▶ **Problem**
Your answer should be a single number: how many lines in the data below hold the string "React".

▶ **Available records**
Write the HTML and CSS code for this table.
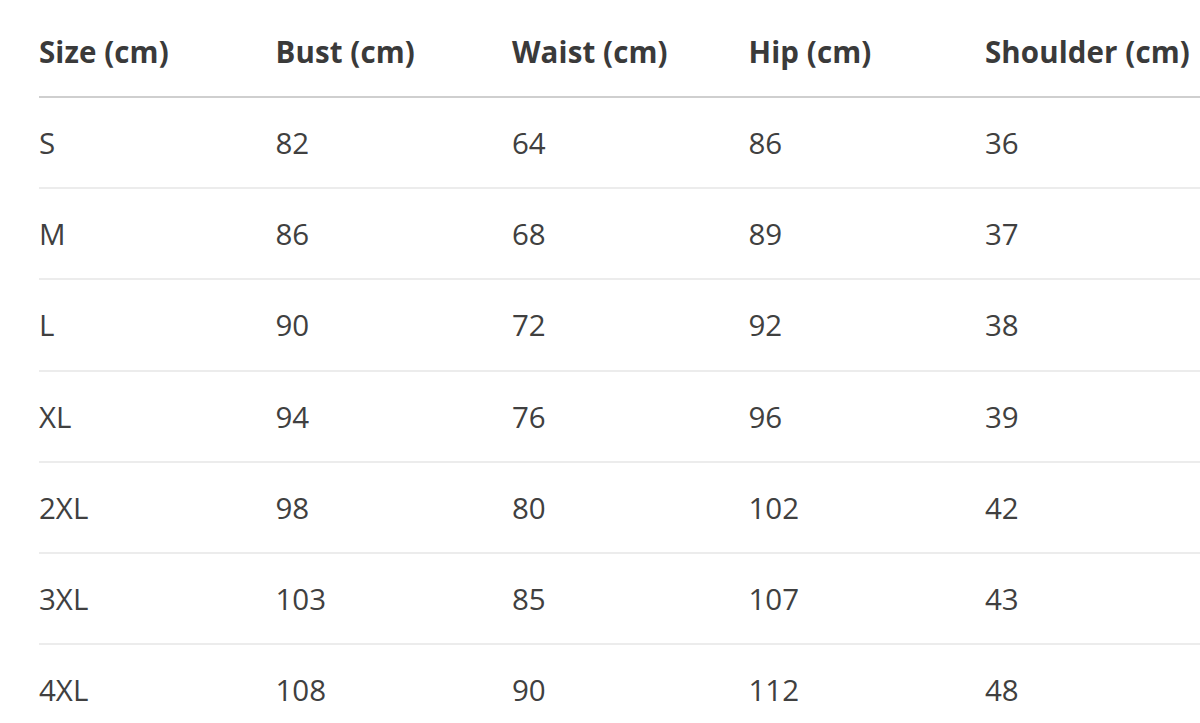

---

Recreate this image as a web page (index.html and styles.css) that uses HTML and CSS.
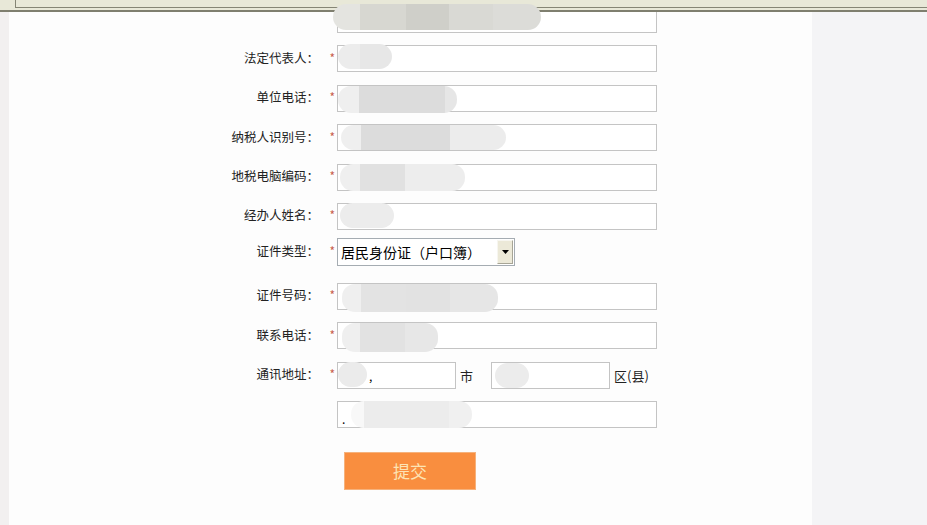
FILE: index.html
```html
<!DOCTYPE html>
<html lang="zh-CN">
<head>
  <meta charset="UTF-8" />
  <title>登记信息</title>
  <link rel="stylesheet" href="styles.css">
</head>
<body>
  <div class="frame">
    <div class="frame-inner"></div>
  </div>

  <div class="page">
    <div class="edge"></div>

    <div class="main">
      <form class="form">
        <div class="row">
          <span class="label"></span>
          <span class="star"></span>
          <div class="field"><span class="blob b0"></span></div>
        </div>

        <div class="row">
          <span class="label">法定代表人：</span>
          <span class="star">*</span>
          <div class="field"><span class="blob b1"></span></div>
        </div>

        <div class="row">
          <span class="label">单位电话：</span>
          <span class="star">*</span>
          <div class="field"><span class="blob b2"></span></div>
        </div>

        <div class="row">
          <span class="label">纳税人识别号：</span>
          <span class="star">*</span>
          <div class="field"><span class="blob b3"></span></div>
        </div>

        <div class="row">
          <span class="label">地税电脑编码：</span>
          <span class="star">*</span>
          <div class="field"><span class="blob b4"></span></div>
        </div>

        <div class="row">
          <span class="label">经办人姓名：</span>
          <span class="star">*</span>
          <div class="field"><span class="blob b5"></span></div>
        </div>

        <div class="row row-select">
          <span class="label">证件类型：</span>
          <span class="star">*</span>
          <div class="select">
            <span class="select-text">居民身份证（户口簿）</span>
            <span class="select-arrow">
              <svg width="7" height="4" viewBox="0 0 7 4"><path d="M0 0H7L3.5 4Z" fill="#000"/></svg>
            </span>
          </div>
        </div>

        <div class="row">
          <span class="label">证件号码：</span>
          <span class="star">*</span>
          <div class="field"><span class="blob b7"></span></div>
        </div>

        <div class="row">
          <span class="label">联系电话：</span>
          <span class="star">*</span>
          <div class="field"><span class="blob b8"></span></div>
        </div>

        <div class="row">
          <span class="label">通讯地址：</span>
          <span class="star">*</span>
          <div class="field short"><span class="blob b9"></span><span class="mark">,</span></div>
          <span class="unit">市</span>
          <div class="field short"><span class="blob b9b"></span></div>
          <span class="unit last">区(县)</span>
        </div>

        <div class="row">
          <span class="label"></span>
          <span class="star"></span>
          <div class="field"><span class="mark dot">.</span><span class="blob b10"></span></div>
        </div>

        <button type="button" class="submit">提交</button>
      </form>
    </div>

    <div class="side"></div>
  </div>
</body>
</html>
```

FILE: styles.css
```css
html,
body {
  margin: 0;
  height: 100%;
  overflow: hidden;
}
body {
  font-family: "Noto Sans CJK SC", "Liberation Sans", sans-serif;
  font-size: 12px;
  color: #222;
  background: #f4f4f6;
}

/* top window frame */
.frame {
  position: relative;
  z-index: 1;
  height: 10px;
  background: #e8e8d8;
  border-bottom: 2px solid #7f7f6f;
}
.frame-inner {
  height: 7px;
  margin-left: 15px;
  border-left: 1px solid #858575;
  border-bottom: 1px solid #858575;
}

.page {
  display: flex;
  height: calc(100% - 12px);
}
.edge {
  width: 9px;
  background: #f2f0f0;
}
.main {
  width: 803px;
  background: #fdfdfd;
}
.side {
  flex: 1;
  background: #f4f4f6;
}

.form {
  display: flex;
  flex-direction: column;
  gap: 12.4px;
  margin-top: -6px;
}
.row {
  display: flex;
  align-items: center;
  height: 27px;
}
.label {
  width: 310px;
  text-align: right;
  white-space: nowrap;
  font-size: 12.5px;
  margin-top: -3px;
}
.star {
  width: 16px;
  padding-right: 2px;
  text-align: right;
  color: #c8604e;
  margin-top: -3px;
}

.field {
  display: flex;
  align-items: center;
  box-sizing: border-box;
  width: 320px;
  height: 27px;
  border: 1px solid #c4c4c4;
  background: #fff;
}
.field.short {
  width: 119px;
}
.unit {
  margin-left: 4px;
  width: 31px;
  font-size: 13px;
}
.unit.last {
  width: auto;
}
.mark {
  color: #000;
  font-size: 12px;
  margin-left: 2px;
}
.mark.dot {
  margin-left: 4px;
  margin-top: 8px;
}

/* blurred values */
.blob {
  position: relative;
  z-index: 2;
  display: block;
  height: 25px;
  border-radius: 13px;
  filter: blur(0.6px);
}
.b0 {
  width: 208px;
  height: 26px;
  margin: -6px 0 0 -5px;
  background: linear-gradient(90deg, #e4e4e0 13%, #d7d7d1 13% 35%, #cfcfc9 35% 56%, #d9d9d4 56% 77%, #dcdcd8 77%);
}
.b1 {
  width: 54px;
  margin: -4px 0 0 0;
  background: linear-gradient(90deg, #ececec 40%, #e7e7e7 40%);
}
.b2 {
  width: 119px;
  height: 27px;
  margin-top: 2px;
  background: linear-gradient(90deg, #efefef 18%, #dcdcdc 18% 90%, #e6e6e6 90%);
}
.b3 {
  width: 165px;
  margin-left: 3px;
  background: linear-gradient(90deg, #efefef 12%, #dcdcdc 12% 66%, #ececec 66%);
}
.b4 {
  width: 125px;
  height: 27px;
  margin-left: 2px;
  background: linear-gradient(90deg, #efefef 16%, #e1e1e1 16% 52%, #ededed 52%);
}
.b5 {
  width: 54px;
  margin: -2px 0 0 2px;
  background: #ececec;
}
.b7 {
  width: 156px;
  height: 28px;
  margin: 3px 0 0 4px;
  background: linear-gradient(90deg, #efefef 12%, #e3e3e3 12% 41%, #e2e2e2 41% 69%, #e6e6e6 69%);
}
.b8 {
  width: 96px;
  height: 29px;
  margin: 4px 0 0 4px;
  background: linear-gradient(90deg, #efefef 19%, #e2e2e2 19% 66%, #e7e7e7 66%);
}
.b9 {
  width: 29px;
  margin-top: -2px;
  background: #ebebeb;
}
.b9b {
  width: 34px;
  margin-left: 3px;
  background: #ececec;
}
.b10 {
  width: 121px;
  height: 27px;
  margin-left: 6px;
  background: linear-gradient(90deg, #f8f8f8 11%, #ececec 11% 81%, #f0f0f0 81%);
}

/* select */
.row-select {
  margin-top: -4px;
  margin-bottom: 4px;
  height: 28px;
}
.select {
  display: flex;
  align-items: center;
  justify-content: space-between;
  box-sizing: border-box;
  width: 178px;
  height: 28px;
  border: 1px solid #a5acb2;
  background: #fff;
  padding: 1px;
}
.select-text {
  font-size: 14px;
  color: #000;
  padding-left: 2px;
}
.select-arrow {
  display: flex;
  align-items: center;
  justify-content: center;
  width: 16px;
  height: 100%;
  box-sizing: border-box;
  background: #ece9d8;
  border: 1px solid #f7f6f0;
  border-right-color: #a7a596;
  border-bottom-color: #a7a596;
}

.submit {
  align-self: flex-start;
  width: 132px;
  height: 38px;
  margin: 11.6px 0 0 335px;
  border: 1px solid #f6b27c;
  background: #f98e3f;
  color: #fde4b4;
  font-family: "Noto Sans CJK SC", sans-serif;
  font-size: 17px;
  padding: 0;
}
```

==

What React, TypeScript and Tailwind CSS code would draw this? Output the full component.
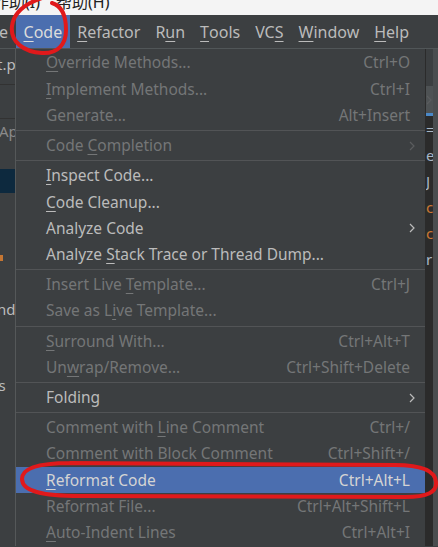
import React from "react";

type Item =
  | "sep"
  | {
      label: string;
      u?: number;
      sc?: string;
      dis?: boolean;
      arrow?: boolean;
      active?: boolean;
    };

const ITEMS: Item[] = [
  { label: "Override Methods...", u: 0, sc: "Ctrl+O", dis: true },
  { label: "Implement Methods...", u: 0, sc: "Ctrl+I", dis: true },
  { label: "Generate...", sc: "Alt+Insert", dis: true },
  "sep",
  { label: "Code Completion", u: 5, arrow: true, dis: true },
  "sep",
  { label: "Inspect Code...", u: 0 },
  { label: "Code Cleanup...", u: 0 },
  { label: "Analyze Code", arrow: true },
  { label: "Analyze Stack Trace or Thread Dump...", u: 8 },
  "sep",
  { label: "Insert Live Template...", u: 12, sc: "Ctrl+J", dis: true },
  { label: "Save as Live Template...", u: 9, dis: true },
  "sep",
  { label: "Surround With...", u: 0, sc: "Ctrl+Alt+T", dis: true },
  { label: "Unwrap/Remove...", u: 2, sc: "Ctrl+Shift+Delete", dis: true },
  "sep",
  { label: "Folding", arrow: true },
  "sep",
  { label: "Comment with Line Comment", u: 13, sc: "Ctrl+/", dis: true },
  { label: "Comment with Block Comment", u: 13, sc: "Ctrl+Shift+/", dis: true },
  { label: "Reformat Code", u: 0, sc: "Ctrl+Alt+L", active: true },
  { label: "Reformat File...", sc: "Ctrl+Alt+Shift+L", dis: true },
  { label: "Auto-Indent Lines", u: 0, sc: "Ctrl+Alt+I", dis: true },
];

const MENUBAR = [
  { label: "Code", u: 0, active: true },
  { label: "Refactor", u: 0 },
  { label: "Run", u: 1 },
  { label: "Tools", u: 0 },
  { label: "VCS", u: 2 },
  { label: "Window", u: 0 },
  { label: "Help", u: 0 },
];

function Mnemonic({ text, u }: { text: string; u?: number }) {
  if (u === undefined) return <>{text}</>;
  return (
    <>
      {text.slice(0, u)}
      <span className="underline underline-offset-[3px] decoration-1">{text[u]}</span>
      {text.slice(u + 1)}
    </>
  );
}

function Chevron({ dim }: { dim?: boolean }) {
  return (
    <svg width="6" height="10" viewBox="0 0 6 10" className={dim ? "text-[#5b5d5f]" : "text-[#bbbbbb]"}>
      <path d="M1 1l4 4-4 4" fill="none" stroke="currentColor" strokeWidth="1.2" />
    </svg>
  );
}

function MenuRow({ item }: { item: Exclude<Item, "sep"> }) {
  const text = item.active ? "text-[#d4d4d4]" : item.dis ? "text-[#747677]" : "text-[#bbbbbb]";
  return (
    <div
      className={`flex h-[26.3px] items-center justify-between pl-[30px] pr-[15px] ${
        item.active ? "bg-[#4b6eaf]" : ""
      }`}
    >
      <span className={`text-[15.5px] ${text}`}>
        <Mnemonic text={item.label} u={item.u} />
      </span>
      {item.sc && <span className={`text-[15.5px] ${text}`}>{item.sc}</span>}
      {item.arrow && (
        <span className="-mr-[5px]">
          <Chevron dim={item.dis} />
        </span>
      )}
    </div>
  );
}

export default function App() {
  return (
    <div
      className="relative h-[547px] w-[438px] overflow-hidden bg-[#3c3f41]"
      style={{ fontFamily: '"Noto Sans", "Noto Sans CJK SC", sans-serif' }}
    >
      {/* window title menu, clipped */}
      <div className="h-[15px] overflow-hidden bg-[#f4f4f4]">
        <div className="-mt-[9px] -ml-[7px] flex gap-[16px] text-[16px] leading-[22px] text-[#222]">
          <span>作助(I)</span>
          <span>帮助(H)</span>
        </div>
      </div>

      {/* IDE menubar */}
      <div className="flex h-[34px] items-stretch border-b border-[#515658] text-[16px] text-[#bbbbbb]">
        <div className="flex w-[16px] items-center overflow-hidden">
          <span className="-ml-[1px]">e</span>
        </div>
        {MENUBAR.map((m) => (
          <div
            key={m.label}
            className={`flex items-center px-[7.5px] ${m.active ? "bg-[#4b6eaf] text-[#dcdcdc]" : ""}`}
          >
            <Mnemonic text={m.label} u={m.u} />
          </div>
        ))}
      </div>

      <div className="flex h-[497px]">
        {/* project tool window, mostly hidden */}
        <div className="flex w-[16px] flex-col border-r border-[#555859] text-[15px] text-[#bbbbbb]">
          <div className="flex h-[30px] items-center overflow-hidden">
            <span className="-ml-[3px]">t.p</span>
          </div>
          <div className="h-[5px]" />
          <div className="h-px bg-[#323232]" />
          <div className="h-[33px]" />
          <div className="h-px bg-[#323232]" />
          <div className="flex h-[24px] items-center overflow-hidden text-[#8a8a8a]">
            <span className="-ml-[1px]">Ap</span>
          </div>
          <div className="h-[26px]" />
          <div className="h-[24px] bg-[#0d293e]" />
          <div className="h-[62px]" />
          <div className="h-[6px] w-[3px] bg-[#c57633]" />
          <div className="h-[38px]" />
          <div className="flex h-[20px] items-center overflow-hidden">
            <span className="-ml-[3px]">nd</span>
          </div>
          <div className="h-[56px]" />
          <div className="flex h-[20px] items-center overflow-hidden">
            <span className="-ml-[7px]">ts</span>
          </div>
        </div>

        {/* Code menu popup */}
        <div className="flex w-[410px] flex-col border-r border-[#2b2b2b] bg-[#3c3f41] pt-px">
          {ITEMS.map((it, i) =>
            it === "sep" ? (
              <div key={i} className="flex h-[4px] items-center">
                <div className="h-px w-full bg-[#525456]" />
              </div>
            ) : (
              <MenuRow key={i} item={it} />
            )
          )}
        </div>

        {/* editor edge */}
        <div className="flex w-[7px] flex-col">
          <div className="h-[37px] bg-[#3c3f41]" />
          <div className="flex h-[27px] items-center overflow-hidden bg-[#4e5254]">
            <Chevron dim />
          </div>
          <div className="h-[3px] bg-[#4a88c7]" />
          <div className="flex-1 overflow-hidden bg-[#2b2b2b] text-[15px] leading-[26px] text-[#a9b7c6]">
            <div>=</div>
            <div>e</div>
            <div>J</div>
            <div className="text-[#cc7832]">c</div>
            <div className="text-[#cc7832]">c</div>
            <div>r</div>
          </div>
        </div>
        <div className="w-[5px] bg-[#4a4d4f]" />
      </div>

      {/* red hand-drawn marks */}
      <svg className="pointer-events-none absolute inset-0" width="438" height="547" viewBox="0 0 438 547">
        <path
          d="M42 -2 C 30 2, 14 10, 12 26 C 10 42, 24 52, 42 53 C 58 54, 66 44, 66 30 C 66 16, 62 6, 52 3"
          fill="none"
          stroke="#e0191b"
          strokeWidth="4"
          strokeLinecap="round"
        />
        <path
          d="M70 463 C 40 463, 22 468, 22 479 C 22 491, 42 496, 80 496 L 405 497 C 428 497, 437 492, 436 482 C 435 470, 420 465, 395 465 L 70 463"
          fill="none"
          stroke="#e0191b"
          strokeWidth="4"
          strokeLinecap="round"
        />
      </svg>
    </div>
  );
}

▶ **Task output**
2